La problématique au cœur de la recherche était la question suivante : comment naît la norme pénale internationale ? Il s’agit, en effet d’une recherche sur la méthode d’élaboration d’un droit en création. C’est à partir de l’examen de l’activité de ces deux juridictions que l’on a pu dégager la spécificité de cette discipline par rapport aux mécanismes d’élaboration des normes pénales internationales, aux missions des juges, et aussi par rapport au droit pénal étatique et au droit international classique. En effet, le droit international pénal accompagne et appelle une mutation à la fois du droit pénal et à la fois du droit international classique, en ce qui concerne la méthode et le contenu. Toutefois l’état embryonnaire du droit international pénal et les dynamiques de production de ces normes appellent également un renouvellement du droit comparé, en tant que méthode notamment. En effet, les juges internationaux, (et maintenant aussi l’article 21, lettre c) du Statut de la Cour pénale internationale), revendiquent souvent l’utilisation de la méthode comparative (droits nationaux ou Cours régionales). Ainsi les juges internationaux, soucieux de représenter une culture juridique plurielle et en vue de légitimer leur solutions (souvent face à une lacune – de droit de fond ou de procédure -) font davantage appel à la jurisprudence et aux notions juridiques théoriques développées au niveau étatique ou régional. Cette dynamique tout à fait nouvelle, dessine un nouveau paysage avec des acteurs différents et avec de nouvelles méthodologies.

Dans le cadre d’une étude sur les sources du droit international pénal à la lumière de l’expérience des Tribunaux pénaux internationaux ad hoc, on a identifié comme questions fondamentales l’examen de l’utilisation des sources classiques du droit international, du droit international des droits de l’homme, ainsi que des rapports entre le droit pénal international et le recours aux différents droits pénaux nationaux, considérant, notamment, leur influence mutuelle. Enfin une problématique fondamentale, et qui se retrouve d’une manière transversale et selon des perspectives différentes dans tous les Rapports, a été la réflexion sur le contexte (spécifique) dans lequel les acteurs de la justice pénale internationale opèrent. Un autre aspect fondamental, dont l’importance a émergé d’une manière transversale dans tous les Rapports, est que les juges assument un rôle davantage plus important, à tel point que l’on hésite pas à qualifier la jurisprudence en tant que source – principale – du droit international pénal.

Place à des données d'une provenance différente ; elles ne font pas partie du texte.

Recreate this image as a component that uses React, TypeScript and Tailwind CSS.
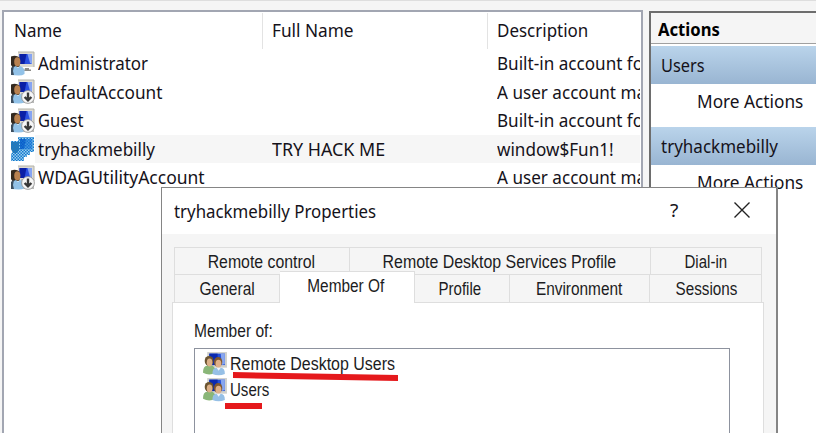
import React from "react";

const ui = "font-['Noto_Sans','Open_Sans',sans-serif] text-[17.5px] text-[#15121a]";
const dlg = "font-['Liberation_Sans',Arial,sans-serif] text-[17.5px] text-[#1c1c22]";

function Label({ children, className = "" }: { children: React.ReactNode; className?: string }) {
  return <span className={"inline-block origin-left whitespace-nowrap " + className}>{children}</span>;
}

function Screen() {
  return (
    <>
      <path d="M8 1h16v15H8z" fill="#dcdad2" />
      <path d="M8 1h16v15" stroke="#b3b2a9" fill="none" />
      <path d="M9.500 3h12.500v10H9.500z" fill="#2a50e0" />
      <path d="M9.500 3h7l-2 10h-5z" fill="#0a1fa6" />
      <path d="M17.500 3H22v10l-2-1z" fill="#86a4f2" />
    </>
  );
}

function UserIcon({ kind }: { kind: string }) {
  if (kind === "selected") {
    return (
      <svg width="25" height="25" viewBox="0 0 25 25">
        <defs>
          <pattern id="dither" width="3" height="3" patternUnits="userSpaceOnUse">
            <path d="M0 0h1.500v1.500H0zM1.500 1.500H3V3H1.500z" fill="#1279cf" />
          </pattern>
        </defs>
        <path d="M1 5h7V1h16v15h-4v3h-3v2h-3v4H1v-7l2-2-2-4z" fill="#9dcdec" />
        <path d="M10 3h12v10H10z" fill="#4a90e4" />
        <path d="M10 3h6l-2 10h-4z" fill="#1156cc" />
        <path d="M1 6h8v8l-2 3H3l-2-4z" fill="#347aa8" />
        <path d="M1 5h7V1h16v15h-4v3h-3v2h-3v4H1v-7l2-2-2-4z" fill="url(#dither)" />
      </svg>
    );
  }
  return (
    <svg width="25" height="25" viewBox="0 0 25 25">
      <Screen />
      {kind === "down" && <path d="M11 14h13v10H11z" fill="#b9bab9" />}
      {kind === "user" && <path d="M15 17h4v1.500h2v1.500h-7z" fill="#8c8c88" />}
      <path d="M1 5.500q5-2 8.500 1v9L3 17l-2-3z" fill="#33291f" />
      <ellipse cx="7.300" cy="10.800" rx="3.100" ry="4.600" fill="#b88150" />
      <path d="M1 24v-5q1-3 5-4l2 2 2-2q4 1 4.500 5v3q-2 1.500-6 1.500z" fill="#92c2e8" />
      <path d="M1 24v-7q1-1.500 3-2l-1 5 1 4z" fill="#3d4f60" />
      {kind === "down" && (
        <>
          <circle cx="18" cy="18" r="6.400" fill="#f6f6f6" stroke="#8d8d8d" strokeWidth=".8" />
          <path d="M18 13.500v7.500M14.600 18l3.400 3.400 3.400-3.400" fill="none" stroke="#383838" strokeWidth="2.400" />
        </>
      )}
    </svg>
  );
}

function GroupIcon() {
  return (
    <svg className="-ml-px shrink-0" width="26" height="25" viewBox="0 0 25 24">
      <path d="M5 1h19v15H5z" fill="#cfd0cc" />
      <path d="M7 2.500h15v11H7z" fill="#2450d8" />
      <path d="M7 2.500h8v11H7z" fill="#0b2ab0" />
      <path d="M18 2.500h4v10l-3 1z" fill="#88a6ee" />
      <path d="M1 20q0-5 4-6h5l3 3v4q-6 3-12 0z" fill="#8ab678" />
      <ellipse cx="6.800" cy="9.500" rx="4.200" ry="4.800" fill="#6b5430" />
      <ellipse cx="7.300" cy="11" rx="2.700" ry="3.800" fill="#dbb088" />
      <path d="M10 22q0-6 4-6h4q4 0 4 6-6 2.500-12 0z" fill="#96c0e6" />
      <ellipse cx="15.500" cy="10.500" rx="4" ry="4.800" fill="#80582f" />
      <ellipse cx="15.800" cy="12.200" rx="2.800" ry="3.800" fill="#dfb088" />
      <path d="M14 16l2 3 2-3z" fill="#f1f5fa" />
    </svg>
  );
}

const rows = [
  { icon: "user", name: "Administrator", fit: "scale-x-[.968]", full: "", desc: "Built-in account fo" },
  { icon: "down", name: "DefaultAccount", fit: "scale-x-[.982]", full: "", desc: "A user account ma" },
  { icon: "down", name: "Guest", fit: "scale-x-[.945]", full: "", desc: "Built-in account fo" },
  { icon: "selected", name: "tryhackmebilly", fit: "scale-x-[.972]", full: "TRY HACK ME", desc: "window$Fun1!" },
  { icon: "down", name: "WDAGUtilityAccount", fit: "scale-x-[1]", full: "", desc: "A user account ma" },
];

function UserList() {
  return (
    <div className="w-[641px] h-[440px] shrink-0 border-2 border-[#a2a6b2] bg-white pr-[1px]">
      <div className="flex h-[37px] leading-[35px]">
        <div className="mt-[1px] w-[259px] h-[36px] border-r border-[#e3e3e3] pl-[10px]"><Label className="scale-x-[.97]">Name</Label></div>
        <div className="mt-[1px] w-[225px] h-[36px] border-r border-[#e3e3e3] pl-[9px]"><Label className="scale-x-[.985]">Full Name</Label></div>
        <div className="mt-[1px] pl-[9px]"><Label className="scale-x-[.97]">Description</Label></div>
      </div>
      <div>
        {rows.map((r) => (
          <div key={r.name} className="flex h-[28.5px] items-center overflow-hidden pl-[6px] leading-[29px]">
            <div className="w-[25px] h-[25px] shrink-0"><UserIcon kind={r.icon} /></div>
            <div className={"flex h-full flex-1 overflow-hidden " + (r.icon === "selected" ? "bg-[#f6f6f6]" : "")}>
              <div className="w-[237px] shrink-0 pl-[3px]"><Label className={r.fit}>{r.name}</Label></div>
              <div className="w-[225px] shrink-0"><Label className="scale-x-[1.02]">{r.full}</Label></div>
              <Label className="scale-x-[.978]">{r.desc}</Label>
            </div>
          </div>
        ))}
      </div>
    </div>
  );
}

function ActionGroup({ title, fit }: { title: string; fit: string }) {
  return (
    <div className="h-[81px]">
      <div className="h-[38px] bg-linear-to-b from-[#bad4eb] to-[#99b5d2] pl-[10px] leading-[38px]"><Label className={fit}>{title}</Label></div>
      <div className="pl-[46px] leading-[35px]"><Label className="scale-x-[.985]">More Actions</Label></div>
    </div>
  );
}

function Actions() {
  return (
    <div className="ml-[6px] mt-[1px] h-[440px] flex-1 border-l-2 border-t-2 border-[#6d6d6d] bg-white">
      <div className="h-[31px] border-b border-[#a0a0a0] bg-[#f5f5f5] pl-[7px] leading-[32px] font-bold text-black"><Label className="scale-x-[.95]">Actions</Label></div>
      <div className="pt-[2px]">
        <ActionGroup title="Users" fit="scale-x-[.935]" />
        <ActionGroup title="tryhackmebilly" fit="scale-x-[.972]" />
      </div>
    </div>
  );
}

function Tab({ children, className, fit }: { children: string; className: string; fit: string }) {
  return (
    <div className={"flex shrink-0 justify-center border-r border-t border-[#dedede] pt-[1px] leading-[27px] " + className}>
      <span className={"inline-block whitespace-nowrap " + fit}>{children}</span>
    </div>
  );
}

function PropertiesDialog() {
  return (
    <div className="absolute left-[161px] top-[187px] h-[260px] w-[617px] border-[1.5px] border-r-2 border-[#858585] bg-[#f5f5f5]">
      <div className={"flex h-[46px] bg-white pl-[12px] leading-[46px] " + ui}>
        <div className="w-[496px]"><Label className="scale-x-[.963]">tryhackmebilly Properties</Label></div>
        <div className="w-[64px]"><Label className="-translate-y-px scale-x-[1.1] scale-y-[1.05]">?</Label></div>
        <svg className="mt-[14px]" width="16" height="16" viewBox="0 0 16 16"><path d="M.5.5l15 15M15.500.5l-15 15" stroke="#222" strokeWidth="1.400" /></svg>
      </div>
      <div className={"pl-[10px] pt-[13px] " + dlg}>
        <div className="ml-[2px] flex h-[27px] w-[588px] border-l border-[#dedede]">
          <Tab className="w-[175px]" fit="-translate-x-px scale-x-[.905]">Remote control</Tab>
          <Tab className="w-[301px]" fit="-translate-x-px scale-x-[.91]">Remote Desktop Services Profile</Tab>
          <Tab className="w-[111px]" fit="scale-x-[.86]">Dial-in</Tab>
        </div>
        <div className="ml-[2px] flex h-[28px] w-[588px] border-l border-[#dedede]">
          <Tab className="w-[105px]" fit="scale-x-[.89]">General</Tab>
          <div className="relative z-10 -mt-[3px] h-[32px] w-[135px] shrink-0 border-r border-t border-[#dedede] bg-white text-center leading-[29px]">
            <span className="inline-block -translate-x-px scale-x-[.88]">Member Of</span>
          </div>
          <Tab className="w-[95px]" fit="-translate-x-[2px] scale-x-[.86]">Profile</Tab>
          <Tab className="w-[140px]" fit="scale-x-[.88]">Environment</Tab>
          <Tab className="w-[112px]" fit="translate-x-px scale-x-[.87]">Sessions</Tab>
        </div>
        <div className="h-[160px] w-[592px] border border-[#dedede] bg-white pl-[21px] pt-[17px]">
          <div className="h-[28px] leading-[23px]"><Label className="scale-x-[.89]">Member of:</Label></div>
          <div className="relative h-[130px] w-[536px] border-[1.5px] border-[#8d929e] pl-[8px] pt-[2px]">
            <div className="flex h-[25.5px] items-center"><GroupIcon /><Label className="ml-[2px] scale-x-[.912]">Remote Desktop Users</Label></div>
            <div className="flex h-[25.5px] items-center"><GroupIcon /><Label className="ml-[2px] translate-y-px scale-x-[.86]">Users</Label></div>
            <svg className="absolute left-[30px] top-[23px]" width="180" height="40" viewBox="225 372 180 40">
              <path d="M233 372l165 3v6l-165-3zM225 403h37v6h-37z" fill="#e5191c" />
            </svg>
          </div>
        </div>
      </div>
    </div>
  );
}

export default function App() {
  return (
    <div className="relative h-[433px] w-[816px] overflow-hidden bg-[#f5f5f5]">
      <div className={ui}>
        <div className="h-[10px] border-t border-[#dedede]" />
        <div className="flex pl-[2px]">
          <UserList />
          <Actions />
        </div>
      </div>
      <PropertiesDialog />
    </div>
  );
}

L’objectif principal de la recherche a donc été celui d’identifier les sources du droit international pénal, leur hiérarchie / priorité à partir de l’expérience des TPI, en analysant aussi dans quelle mesure leur activité a influencé le système de sources prévu dans le Statut de la Cour pénale internationale. La recherche proposée comprend donc tout d’abord un travail sur les différentes sources – au centre desquelles nous placerons les sources du droit international général, la jurisprudence et le droit comparé – du droit international pénal, analysées sous l’angle du droit pénal et du droit international et dans la perspective d’un droit pénal à vocation universelle. Cette analyse des sources suppose également et conjointement l’étude des acteurs qui participent à l’élaboration de la norme internationale pénale. L’étude des sources vise aussi à vérifier si, au travers des principes et règles élaborés par les juges des TPI à partir de méthodes et de sources diverses, se dessinent des interactions entre les différents niveaux normatifs. Cet aspect revêt une importance particulière par rapport à l’usage de la méthode comparée et à l’incorporation des droits nationaux parmi les composants de la norme pénale internationale. Il s’agit de déterminer les modes d’élaboration de la norme internationale pénale au travers des processus et mouvements de circulation de la norme passant par des interactions plus ou moins organisées et plus ou moins fortes entre les différents espaces et niveaux normatifs qui composent l’univers juridique international pénal. Dans cette perspective, nous avons accordé une attention particulière à la méthode comparée et à l’usage par les TPI des droits pénaux nationaux. Il fallait tout d’abord déterminer comment les droits nationaux deviennent source du droit international pénal, puis identifier quels sont les droits nationaux utilisés et ainsi préciser la notion même de “ droits nationaux ” (ou encore droit interne). Enfin, il s’agissait d’examiner pourquoi et selon quels critères les juges font appel à certains droits pénaux ou à certains systèmes juridiques et pas à d’autres, et dans quelles affaires et à quel degré du jugement (un Rapport de l’équipe, notamment a essayé d’étudier si les sources utilisées peuvent changer en première instance ou en appel).